Although defeated, Mexico refused to recognize Texas independence. A formal state of war continued, although for some years there was no fighting. The Mexican government invalidated the treaties because they were signed under duress, a curious position since any defeated peoples could claim to be “under duress.” In the meantime, a steady stream of immigration was eliminating the wilderness across the northern part of the country.
Sam Houston became the first officially elected President of Texas. On the same ballot, the people of Texas voted overwhelming approval of union with the United States. However, the United States was not quite ready for Texas. The problem was the political situation that had developed within the United States. The question of Texas’ annexation became embroiled in the quarrel over expansion of slavery into the western territories.
The Lone Star flag flew proudly over the new republic for ten years. Three men would serve as President of the Republic of Texas – Sam Houston (1836-1838, 1842-1844), Mirabeau Lamar (1838-1842), and Anson Jones (1844-1845). Most of their administrations were spent keeping Indians in check and responding to repeated incursions of the Mexican army. Four nations officially recognized the new Republic: France, Belgium, The Netherlands, and Great Britain.
Finally, in early 1845, the Texas question was again presented to Congress and on February 26, 1845, the annexation bill passed. The terms included:
1. Texas would be admitted as a full state;
2. Ownership of all public lands was by the state, not the federal government; and
3. Texas could divide itself into four (4) more states.
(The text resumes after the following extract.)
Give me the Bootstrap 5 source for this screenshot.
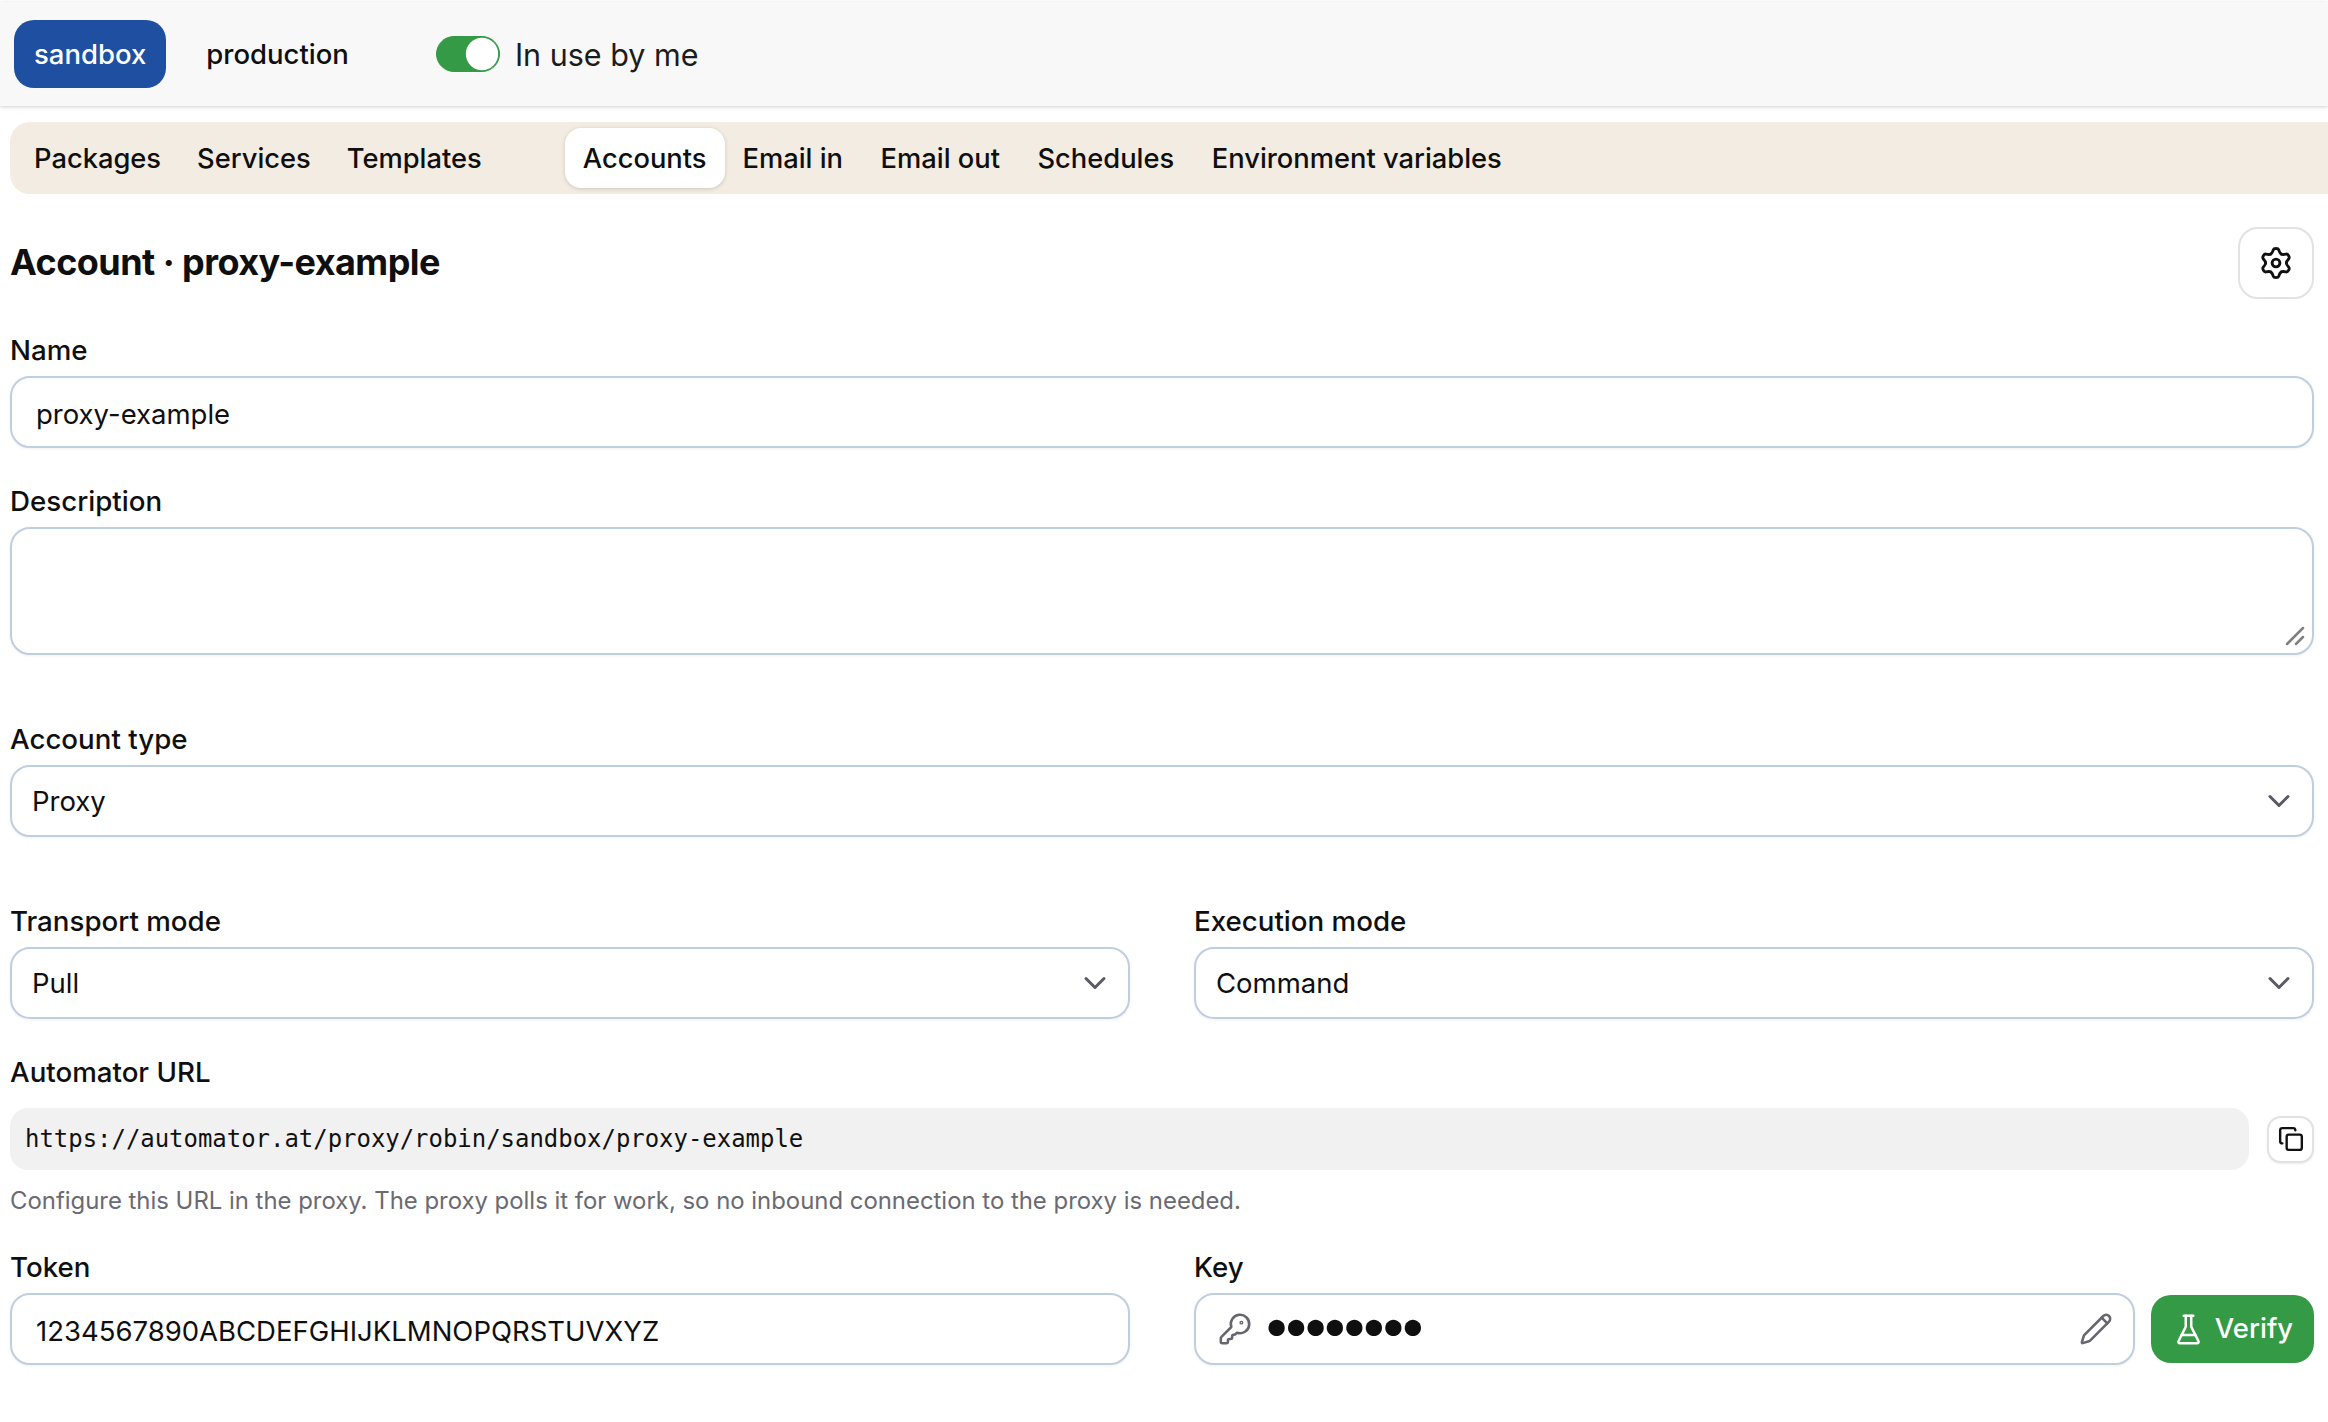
<!DOCTYPE html>
<html lang="en">
<head>
  <meta charset="UTF-8" />
  <meta name="viewport" content="width=device-width, initial-scale=1.0" />
  <title>Account - proxy-example</title>
  <link href="https://cdn.jsdelivr.net/npm/bootstrap@5.3.2/dist/css/bootstrap.min.css" rel="stylesheet" />
  <style>
    body {
      font-family: Inter, "Liberation Sans", sans-serif;
      font-size: 27.5px;
      color: #0f0f0f;
      background: #fff;
      min-height: 1422px;
    }

    .env-bar {
      margin-top: 2px;
      height: 104px;
      background: #f8f8f8;
      box-shadow: 0 1px 4px rgba(0,0,0,0.18);
      padding-left: 14px;
    }

    .env-btn {
      font-size: 27.5px;
      font-weight: 500;
      line-height: 1;
      height: 68px;
      padding: 2px 20px 0;
      border-radius: 20px;
      border: 0;
      color: #0f0f0f;
      background: transparent;
    }

    .env-btn.on { background: #1f4fa0; color: #fff; }
    .env-btn + .env-btn { margin-left: 20px; }

    .use-switch {
      margin: 0 0 0 67px;
      padding: 0;
      min-height: 0;
      display: flex;
      align-items: center;
      gap: 15px;
    }

    .use-switch .form-check-input,
    .use-switch .form-check-input:focus {
      float: none;
      margin: 0;
      width: 64px;
      height: 36px;
      background-color: #359a45;
      border-color: #359a45;
      background-image: url("data:image/svg+xml,%3csvg xmlns='http://www.w3.org/2000/svg' viewBox='-4 -4 8 8'%3e%3ccircle r='3.800' fill='%23fff'/%3e%3c/svg%3e");
    }

    .use-switch .form-check-label { font-size: 30.5px; font-weight: 400; color: #1c1c1c; padding-top: 2px; }

    .page-body { padding: 16px 14px 0 10px; }

    .tab-strip {
      margin-right: -14px;
      height: 72px;
      background: #f3ece2;
      border-radius: 20px 0 0 20px;
      padding: 0 0 0 6px;
      align-items: center;
      flex-wrap: nowrap;
    }

    .tab-strip .nav-link {
      font-size: 27.3px;
      font-weight: 500;
      line-height: 1;
      color: #0f0f0f;
      height: 60px;
      padding: 17px 18px 0;
      border-radius: 16px;
      display: block;
      background: transparent;
    }

    .tab-strip .nav-link.active {
      background: #fff;
      color: #0f0f0f;
      box-shadow: 0 1px 4px rgba(0,0,0,0.16);
    }

    .tab-strip .tab-gap { margin-left: 65px; }
    .tab-strip .tab-after { margin-left: 1.5px; }

    .title-row { margin: 33px 0 34px; height: 72px; }

    .acct-title { font-size: 36px; font-weight: 700; letter-spacing: -0.55px; margin: 0; }

    .icon-btn {
      width: 76px;
      height: 72px;
      padding: 0;
      border-radius: 20px;
      border: 2px solid #e2e2e2;
      background: #fff;
      display: flex;
      align-items: center;
      justify-content: center;
    }

    .icon-btn.tiny { width: 47px; height: 47px; border-radius: 14px; box-shadow: 0 1px 2px rgba(0,0,0,0.08); }

    .field-label { font-size: 27.7px; font-weight: 500; line-height: 34px; margin: 0 0 9px; display: block; }
    .url-label { margin-bottom: 19px; }

    .field-gap { margin-top: 36px; }
    .field-gap-wide { margin-top: 67px; }
    .field-gap-token { margin-top: 34px; }

    .two-up { --bs-gutter-x: 64px; }

    .field-input, .field-input:focus {
      font-size: 27.5px;
      line-height: 34px;
      color: #0f0f0f;
      height: 72px;
      padding: 17px 24px;
      border: 2px solid #c0cfe0;
      border-radius: 20px;
      box-shadow: 0 1px 3px rgba(0,0,0,0.06);
    }

    input.field-input { padding-top: 19px; padding-bottom: 15px; }

    textarea.field-input { height: 128px; resize: none; }

    .desc-wrap { position: relative; }
    .desc-grip { position: absolute; right: 9px; bottom: 9px; pointer-events: none; }

    .field-select, .field-select:focus {
      padding-left: 20px;
      background-image: url("data:image/svg+xml,%3csvg xmlns='http://www.w3.org/2000/svg' viewBox='0 0 16 16'%3e%3cpath fill='none' stroke='%235a5a66' stroke-linecap='round' stroke-linejoin='round' stroke-width='2' d='m2 5 6 6 6-6'/%3e%3c/svg%3e");
      background-size: 24px 24px;
      background-position: right 21px center;
    }

    .url-box {
      font-family: "DejaVu Sans Mono", monospace;
      font-size: 23.95px;
      line-height: 62px;
      height: 62px;
      padding: 0 15px;
      background: #f1f1f1;
      border-radius: 18px;
      color: #111;
      white-space: nowrap;
    }

    .url-copy { margin-left: 18px; }

    .help-line { font-size: 23.9px; line-height: 30px; color: #6a6a72; margin: 16px 0 0; }

    .key-box { display: flex; align-items: center; gap: 10px; padding: 0 20px 0 22px; }
    .key-box .key-dots { flex: 1; font-size: 52px; letter-spacing: -9.8px; line-height: 1; padding-bottom: 8px; color: #0f0f0f; }

    .verify-btn {
      font-size: 27.5px;
      font-weight: 500;
      height: 68px;
      width: 163px;
      padding: 0;
      border: 0;
      border-radius: 20px;
      background: #359a45;
      color: #fff;
      display: flex;
      align-items: center;
      justify-content: center;
      gap: 10px;
    }
  </style>
</head>
<body>

  <div class="env-bar d-flex align-items-center">
    <button type="button" class="btn env-btn on">sandbox</button>
    <button type="button" class="btn env-btn">production</button>
    <div class="form-check form-switch use-switch">
      <input class="form-check-input" type="checkbox" role="switch" id="inUse" checked />
      <label class="form-check-label" for="inUse">In use by me</label>
    </div>
  </div>

  <div class="page-body">
    <ul class="nav tab-strip">
      <li class="nav-item"><a class="nav-link" href="#">Packages</a></li>
      <li class="nav-item"><a class="nav-link" href="#">Services</a></li>
      <li class="nav-item"><a class="nav-link" href="#">Templates</a></li>
      <li class="nav-item tab-gap"><a class="nav-link active" href="#">Accounts</a></li>
      <li class="nav-item"><a class="nav-link" href="#">Email in</a></li>
      <li class="nav-item tab-after"><a class="nav-link" href="#">Email out</a></li>
      <li class="nav-item tab-after"><a class="nav-link" href="#">Schedules</a></li>
      <li class="nav-item tab-after"><a class="nav-link" href="#">Environment variables</a></li>
    </ul>

    <div class="title-row d-flex align-items-center justify-content-between">
      <h1 class="acct-title">Account · proxy-example</h1>
      <button type="button" class="icon-btn" aria-label="Settings">
        <svg width="36" height="36" viewBox="0 0 24 24" fill="none" stroke="#111" stroke-width="1.900" stroke-linejoin="round" stroke-linecap="round">
          <defs>
            <path id="gearTooth" d="M8.550 6.020C9.420 5.520 9.900 4.200 10.200 3.200c.4-1.200 3.200-1.200 3.600 0 .3 1 .78 2.320 1.650 2.820"/>
          </defs>
          <use href="#gearTooth"/>
          <use href="#gearTooth" transform="rotate(60 12 12)"/>
          <use href="#gearTooth" transform="rotate(120 12 12)"/>
          <use href="#gearTooth" transform="rotate(180 12 12)"/>
          <use href="#gearTooth" transform="rotate(240 12 12)"/>
          <use href="#gearTooth" transform="rotate(300 12 12)"/>
          <circle cx="12" cy="12" r="2.600"/>
        </svg>
      </button>
    </div>

    <form>
      <div>
        <label class="field-label" for="acctName">Name</label>
        <input type="text" id="acctName" class="form-control field-input" value="proxy-example" />
      </div>

      <div class="field-gap">
        <label class="field-label" for="acctDesc">Description</label>
        <div class="desc-wrap">
          <textarea id="acctDesc" class="form-control field-input"></textarea>
          <svg class="desc-grip" width="20" height="20" viewBox="0 0 20 20" fill="none" stroke="#808080" stroke-width="2.500" stroke-linecap="round">
            <path d="M2 18 18 2M11 18l7-7"/>
          </svg>
        </div>
      </div>

      <div class="field-gap-wide">
        <label class="field-label" for="acctType">Account type</label>
        <select id="acctType" class="form-select field-input field-select"><option>Proxy</option></select>
      </div>

      <div class="row two-up field-gap-wide">
        <div class="col-6">
          <label class="field-label" for="transport">Transport mode</label>
          <select id="transport" class="form-select field-input field-select"><option>Pull</option></select>
        </div>
        <div class="col-6">
          <label class="field-label" for="execution">Execution mode</label>
          <select id="execution" class="form-select field-input field-select"><option>Command</option></select>
        </div>
      </div>

      <div class="field-gap">
        <label class="field-label url-label">Automator URL</label>
        <div class="d-flex align-items-center justify-content-between">
          <div class="url-box flex-grow-1">https://automator.at/proxy/robin/sandbox/proxy-example</div>
          <button type="button" class="icon-btn tiny url-copy" aria-label="Copy">
            <svg width="26" height="26" viewBox="0 0 24 24" fill="none" stroke="#111" stroke-width="2.200" stroke-linecap="round" stroke-linejoin="round">
              <rect x="8" y="8" width="14" height="14" rx="2"/>
              <path d="M4 16c-1.100 0-2-.9-2-2V4c0-1.100.9-2 2-2h10c1.100 0 2 .9 2 2"/>
            </svg>
          </button>
        </div>
        <p class="help-line">Configure this URL in the proxy. The proxy polls it for work, so no inbound connection to the proxy is needed.</p>
      </div>

      <div class="row two-up field-gap-token">
        <div class="col-6">
          <label class="field-label" for="token">Token</label>
          <input type="text" id="token" class="form-control field-input" value="1234567890ABCDEFGHIJKLMNOPQRSTUVXYZ" />
        </div>
        <div class="col-6">
          <label class="field-label">Key</label>
          <div class="d-flex align-items-center">
            <div class="form-control field-input key-box flex-grow-1">
              <svg width="34" height="34" viewBox="0 0 24 24" fill="none" stroke="#66666e" stroke-width="1.800" stroke-linejoin="round" stroke-linecap="round" class="flex-shrink-0">
                <path d="M2.586 17.414A2 2 0 0 0 2 18.828V21a1 1 0 0 0 1 1h3a1 1 0 0 0 1-1v-1a1 1 0 0 1 1-1h1a1 1 0 0 0 1-1v-1a1 1 0 0 1 1-1h.172a2 2 0 0 0 1.414-.586l.814-.814a6.500 6.500 0 1 0-4-4z"/>
                <circle cx="16.500" cy="7.500" r=".5"/>
              </svg>
              <span class="key-dots">••••••••</span>
              <svg width="34" height="34" viewBox="0 0 24 24" fill="none" stroke="#66666e" stroke-width="1.800" stroke-linejoin="round" stroke-linecap="round" class="flex-shrink-0">
                <path d="M21.174 6.812a1 1 0 0 0-3.986-3.987L3.842 16.174a2 2 0 0 0-.5.83l-1.321 4.352a.5.5 0 0 0 .623.622l4.353-1.320a2 2 0 0 0 .83-.497z"/>
                <path d="m16 4 4 4"/>
              </svg>
            </div>
            <button type="button" class="btn verify-btn flex-shrink-0 ms-3">
              <svg width="33" height="33" viewBox="0 0 24 24" fill="none" stroke="#fff" stroke-width="1.800" stroke-linejoin="round" stroke-linecap="round">
                <path d="M10 2v7.527a2 2 0 0 1-.211.896L4.720 20.550a1 1 0 0 0 .9 1.450h12.760a1 1 0 0 0 .9-1.450l-5.069-10.127A2 2 0 0 1 14 9.527V2"/>
                <path d="M8.500 2h7M7 16h10"/>
              </svg>
              Verify
            </button>
          </div>
        </div>
      </div>
    </form>
  </div>

  <script src="https://cdn.jsdelivr.net/npm/bootstrap@5.3.2/dist/js/bootstrap.bundle.min.js"></script>
</body>
</html>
Texas approved a new constitution along with annexation and on December 29, 1845, President James K. Polk signed the act that merged Texas into the United States. In a brief ceremony, on February 19, 1846, the Lone Star flag was taken down and the Republic of Texas was no more. President Anson Jones handed over his authority to the new Governor, Pinckney Henderson. Sam Houston and Tom Rusk were new United States Senators from Texas.